WHAT NEEDS TO BE DONE: Tally the lines of the data that include the word "TypeScript" and state the total, nothing else.

Stored items:

***

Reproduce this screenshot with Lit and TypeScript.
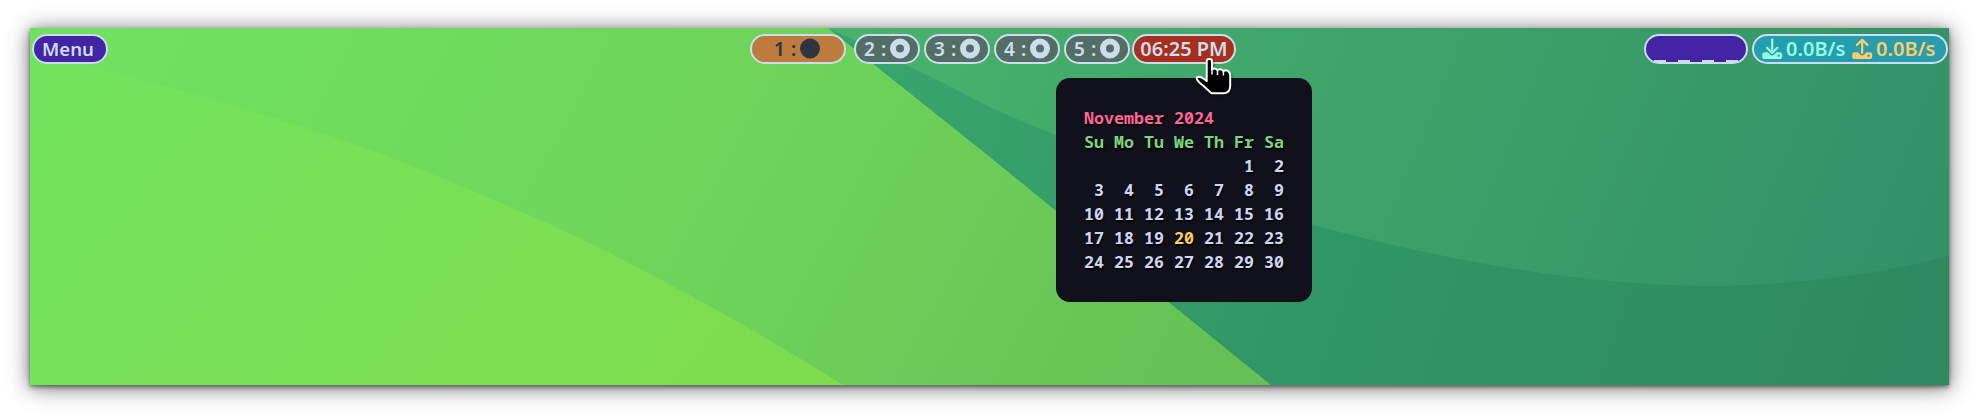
import { LitElement, html, css, svg } from "lit";
import { customElement } from "lit/decorators.js";

const WEEKS = [
  ["", "", "", "", "", "1", "2"],
  ["3", "4", "5", "6", "7", "8", "9"],
  ["10", "11", "12", "13", "14", "15", "16"],
  ["17", "18", "19", "20", "21", "22", "23"],
  ["24", "25", "26", "27", "28", "29", "30"],
];
const DAYS = ["Su", "Mo", "Tu", "We", "Th", "Fr", "Sa"];

@customElement("calendar-popup")
export class CalendarPopup extends LitElement {
  static styles = css`
    :host {
      display: block;
      box-sizing: border-box;
      width: 256px;
      height: 224px;
      padding: 28px 28px;
      border-radius: 14px;
      background: #11111b;
      color: #cdd6f4;
      font: 700 16.67px/24px "Noto Sans Mono", "DejaVu Sans Mono", monospace;
      text-shadow: 1px 2px 1px #000;
    }
    .month { color: #ff6699; white-space: pre; }
    .grid { display: grid; grid-template-columns: repeat(7, 20px); column-gap: 10px; grid-auto-rows: 24px; text-align: right; }
    .day { color: #7fd47f; }
    .today { color: #ffcc66; }
  `;
  render() {
    return html`
      <div class="month">November 2024</div>
      <div class="grid">
        ${DAYS.map((d) => html`<span class="day">${d}</span>`)}
        ${WEEKS.flat().map((d) => html`<span class=${d === "20" ? "today" : "date"}>${d}</span>`)}
      </div>
    `;
  }
}

const drive = (up: boolean) => svg`
  <path d=${up ? "M10.2 15V2.2M5 6.9L10.2 1.7L15.4 6.9" : "M10.2 1.5V14M5 9.8L10.2 15L15.4 9.8"}
    fill="none" stroke="currentColor" stroke-width="2.2" stroke-linecap="round" stroke-linejoin="round"/>
  <path fill="currentColor" fill-rule="evenodd" d="M2.8 14.2H5.8L8.4 16.8Q10.2 18.2 12 16.8L14.6 14.2H17.6A2.6 2.6 0 0 1 20.2 16.8V18.4A2.6 2.6 0 0 1 17.6 21H2.8A2.6 2.6 0 0 1 .2 18.4V16.8A2.6 2.6 0 0 1 2.8 14.2ZM16.6 16.4a1.2 1.2 0 1 0 .01 0Z"/>`;

@customElement("app-root")
export class AppRoot extends LitElement {
  static styles = css`
    :host { display: block; box-sizing: border-box; width: 1979px; height: 417px; padding: 28px 30px 32px; background: #fff; overflow: hidden; }
    .desktop { position: relative; width: 1919px; height: 357px; box-shadow: 0 2px 4px rgba(0,0,0,.45), 0 2px 18px rgba(0,0,0,.5), 0 4px 28px rgba(0,0,0,.12); }
    .wallpaper { position: absolute; inset: 0; display: block; }
    .bar { position: relative; display: grid; grid-template-columns: 1fr auto 1fr; padding: 6px 1px 0 2px; }
    .side, .center { display: flex; }
    .center { padding-left: 6px; }
    .right { justify-content: flex-end; gap: 4px; }
    .pill {
      box-sizing: border-box; height: 30px; border: 2px solid #cddcee; border-radius: 15px;
      display: flex; align-items: center; color: #cddcee; white-space: pre;
      font: 600 20px/26px "Noto Sans", sans-serif;
    }
    .menu { width: 76px; padding-left: 8px; font-size: 18.6px; background: #4224a4; }
    .ws { width: 66px; margin-right: 4px; padding-left: 8px; background: #546e66; }
    .num { display: flex; width: 26px; font-size: 19px; gap: 6px; }
    .active { width: 96px; margin-right: 8px; padding-left: 22px; background: #bd7b3d; color: #2e3440; }
    .clock { width: 104px; justify-content: center; background: #a6301b; margin-left: -2px; }
    .cava { width: 104px; background: #4224a4; align-items: flex-end; padding-left: 8px; }
    .levels { display: flex; gap: 12px; height: 2px; }
    .level { width: 12px; height: 2px; background: #cddcee; }
    .net { width: 196px; padding-left: 8px; background: #269caf; }
    .down, .up { display: flex; align-items: center; }
    .down { color: #94ffe0; width: 90px; }
    .up { color: #ffcc66; }
    .drive { margin-right: 3px; flex: none; }
    .popup { position: absolute; left: 1026px; top: 50px; }
    .pointer { position: absolute; left: 1164px; top: 29px; filter: drop-shadow(1px 2px 1px rgba(0,0,0,.4)); }
  `;

  render() {
    return html`
      <div class="desktop">
        <svg class="wallpaper" width="1919" height="357" viewBox="30 28 1919 357">
          <defs>
            <linearGradient id="g1" gradientUnits="userSpaceOnUse" x1="100" y1="28" x2="1100" y2="560"><stop offset="0" stop-color="#70e060"/><stop offset=".3" stop-color="#6fdb5d"/><stop offset=".65" stop-color="#6dd059"/><stop offset="1" stop-color="#65c155"/></linearGradient>
            <linearGradient id="g2" gradientUnits="userSpaceOnUse" x1="30" y1="28" x2="600" y2="480"><stop offset="0" stop-color="#72e35f"/><stop offset="1" stop-color="#7edd4f"/></linearGradient>
            <linearGradient id="g3" gradientUnits="userSpaceOnUse" x1="850" y1="28" x2="1850" y2="430"><stop offset="0" stop-color="#48b36c"/><stop offset="1" stop-color="#339167"/></linearGradient>
            <linearGradient id="g4" gradientUnits="userSpaceOnUse" x1="900" y1="60" x2="1900" y2="385"><stop offset="0" stop-color="#38a46d"/><stop offset=".4" stop-color="#319766"/><stop offset="1" stop-color="#2e8a5e"/></linearGradient>
          </defs>
          <rect x="30" y="28" width="1919" height="357" fill="url(#g4)"/>
          <path d="M828 28Q905 63 990 107Q1020 121 1056 135Q1190 191 1313 225Q1540 286 1716 286Q1840 284 1949 256V28Z" fill="url(#g3)"/>
          <path d="M30 28H828L990 157L1056 211L1271 385H30Z" fill="url(#g1)"/>
          <path d="M30 52Q210 93 379 153Q500 200 600 248Q727 312 843 385H30Z" fill="url(#g2)"/>
        </svg>
        <div class="bar">
          <div class="side"><div class="pill menu">Menu</div></div>
          <div class="center">
            <div class="pill active"><span class="num"><span>1</span><span>:</span></span>
              <svg width="20" height="22"><circle cx="10" cy="10.5" r="10" fill="currentColor"/></svg></div>
            ${[2, 3, 4, 5].map((n) => html`<div class="pill ws"><span class="num"><span>${n}</span><span>:</span></span><svg width="20" height="22"><circle cx="10" cy="10.5" r="7" fill="none" stroke="currentColor" stroke-width="6"/></svg></div>`)}
            <div class="pill clock">06:25 PM</div>
          </div>
          <div class="side right">
            <div class="pill cava"><div class="levels">${[1, 2, 3, 4].map(() => html`<i class="level"></i>`)}</div></div>
            <div class="pill net">
              <span class="down"><svg class="drive" width="21" height="22">${drive(false)}</svg>0.0B/s</span>
              <span class="up"><svg class="drive" width="21" height="22">${drive(true)}</svg>0.0B/s</span>
            </div>
          </div>
        </div>
        <calendar-popup class="popup"></calendar-popup>
        <svg class="pointer" width="38" height="38" viewBox="0 0 38 38">
          <path d="M12.7 4.2Q12.7 2 15.3 2Q18 2 18 4.2V12.2Q20 10.8 22 12Q23 12.6 23.4 13.4Q25 11.5 27.5 12.5Q29 13 29.4 14.4Q31 13 33 13.5Q36.2 15 36.2 18V29Q36 36 30 36.3H18Q16.5 36 15 34L9 28.5Q5 26 3 22.5Q2 20 4.5 19.8Q8 20 12.7 24Z" fill="#000" stroke="#fff" stroke-width="2" stroke-linejoin="round"/>
          <path d="M18 12V17.5M23.5 13V18M29.4 14V18.5" stroke="#fff" stroke-width="1.5"/>
        </svg>
      </div>
    `;
  }
}
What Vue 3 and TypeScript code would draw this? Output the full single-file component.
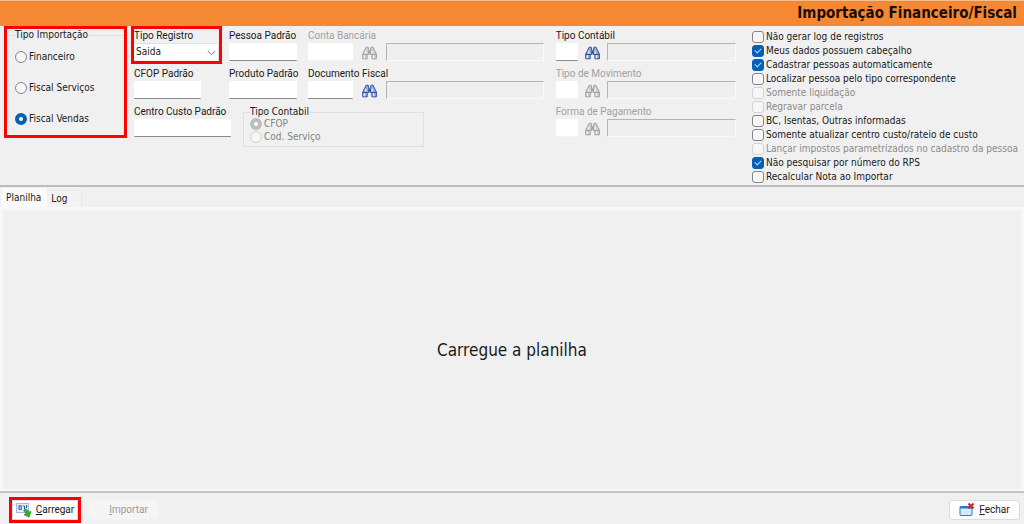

***

THE RESULT: 2